## EXTRACTED ENTRIES

•••••

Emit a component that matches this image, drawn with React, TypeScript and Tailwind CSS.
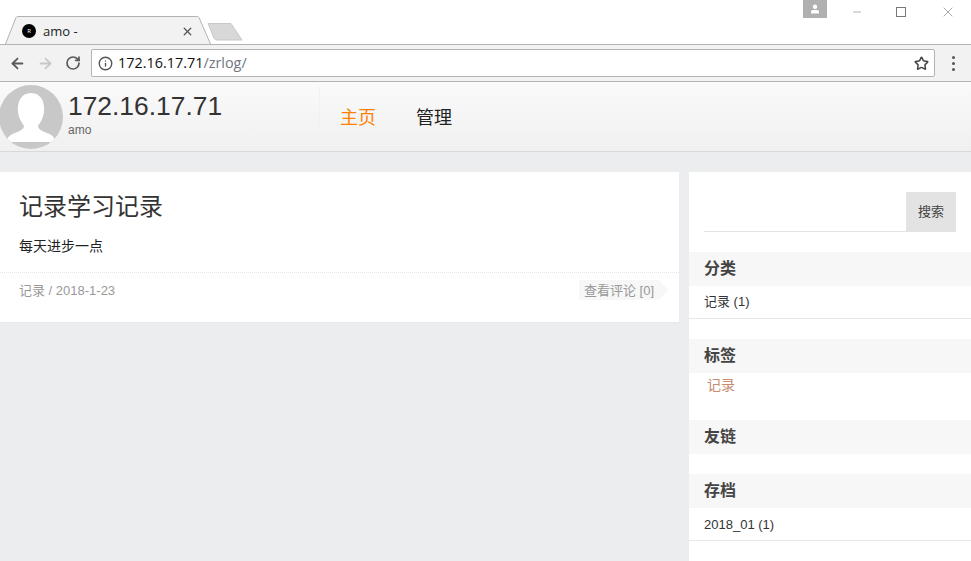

•••••

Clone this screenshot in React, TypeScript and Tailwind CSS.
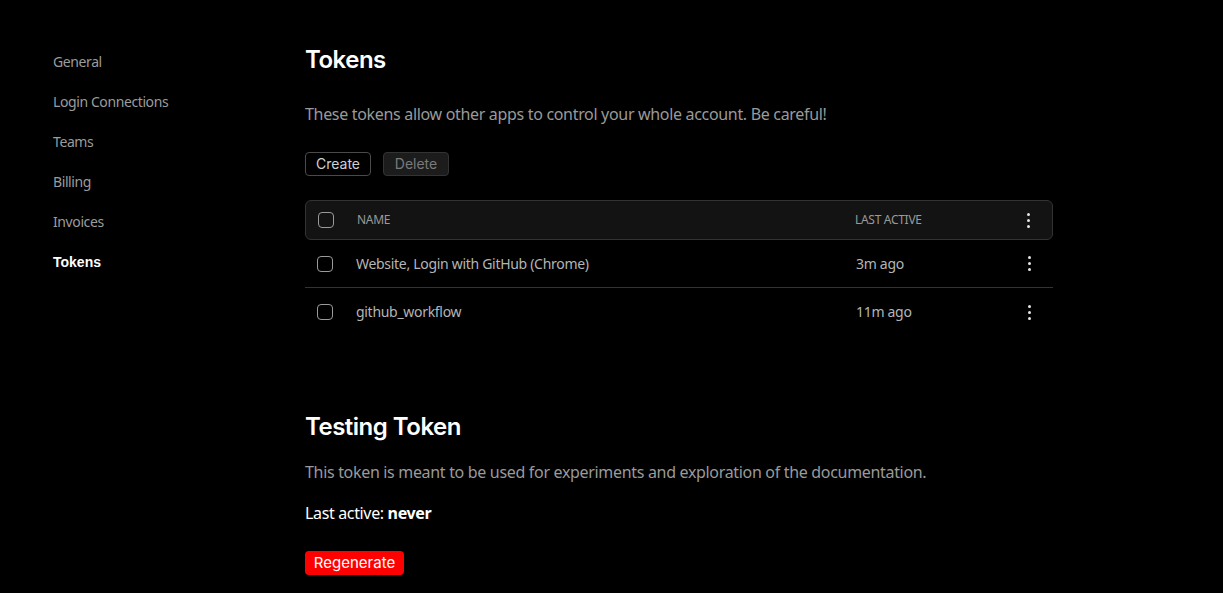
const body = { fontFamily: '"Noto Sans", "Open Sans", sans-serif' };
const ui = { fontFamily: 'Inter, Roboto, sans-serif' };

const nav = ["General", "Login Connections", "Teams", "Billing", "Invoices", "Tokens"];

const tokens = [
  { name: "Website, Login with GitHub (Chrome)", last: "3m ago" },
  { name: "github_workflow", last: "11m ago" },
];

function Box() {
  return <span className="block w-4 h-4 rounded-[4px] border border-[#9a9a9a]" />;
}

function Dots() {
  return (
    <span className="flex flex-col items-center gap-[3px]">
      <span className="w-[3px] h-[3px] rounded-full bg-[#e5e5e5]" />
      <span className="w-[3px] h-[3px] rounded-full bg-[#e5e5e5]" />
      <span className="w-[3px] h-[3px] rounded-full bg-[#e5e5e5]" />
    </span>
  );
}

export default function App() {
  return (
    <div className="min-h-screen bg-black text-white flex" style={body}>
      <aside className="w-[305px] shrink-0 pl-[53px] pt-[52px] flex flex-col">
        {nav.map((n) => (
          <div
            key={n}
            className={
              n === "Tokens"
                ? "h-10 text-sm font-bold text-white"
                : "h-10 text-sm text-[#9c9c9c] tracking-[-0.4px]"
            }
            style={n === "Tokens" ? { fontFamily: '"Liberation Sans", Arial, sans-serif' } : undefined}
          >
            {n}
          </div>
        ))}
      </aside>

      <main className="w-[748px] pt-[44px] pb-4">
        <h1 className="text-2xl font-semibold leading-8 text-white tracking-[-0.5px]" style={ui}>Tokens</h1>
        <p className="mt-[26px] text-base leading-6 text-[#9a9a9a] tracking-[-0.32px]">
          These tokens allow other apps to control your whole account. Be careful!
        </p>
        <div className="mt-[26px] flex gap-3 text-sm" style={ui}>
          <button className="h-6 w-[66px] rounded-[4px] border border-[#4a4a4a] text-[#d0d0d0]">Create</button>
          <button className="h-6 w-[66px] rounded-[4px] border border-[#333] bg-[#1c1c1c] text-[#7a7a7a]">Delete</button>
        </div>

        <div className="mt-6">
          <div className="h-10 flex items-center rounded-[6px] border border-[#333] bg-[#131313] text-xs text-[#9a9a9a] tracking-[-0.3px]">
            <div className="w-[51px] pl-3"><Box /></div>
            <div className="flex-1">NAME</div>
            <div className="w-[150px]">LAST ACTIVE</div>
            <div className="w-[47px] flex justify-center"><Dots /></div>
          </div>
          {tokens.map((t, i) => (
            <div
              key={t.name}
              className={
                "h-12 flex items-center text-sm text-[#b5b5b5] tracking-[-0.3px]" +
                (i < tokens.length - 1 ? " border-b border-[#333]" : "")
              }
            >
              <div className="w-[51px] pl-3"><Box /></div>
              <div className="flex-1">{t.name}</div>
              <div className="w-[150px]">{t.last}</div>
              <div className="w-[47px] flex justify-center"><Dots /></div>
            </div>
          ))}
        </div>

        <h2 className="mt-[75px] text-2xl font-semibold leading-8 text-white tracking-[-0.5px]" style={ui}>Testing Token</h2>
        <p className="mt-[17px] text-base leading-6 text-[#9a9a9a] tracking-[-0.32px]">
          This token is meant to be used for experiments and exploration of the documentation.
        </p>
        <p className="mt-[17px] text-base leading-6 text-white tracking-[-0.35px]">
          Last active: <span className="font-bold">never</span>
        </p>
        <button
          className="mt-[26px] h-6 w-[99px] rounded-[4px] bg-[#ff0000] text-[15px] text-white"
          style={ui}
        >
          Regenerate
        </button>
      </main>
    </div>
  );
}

•••••

## WRITTEN PROBLEM
Scan the records above and report how many lines include the word "Tailwind", without any other text.

## THE RESULT
2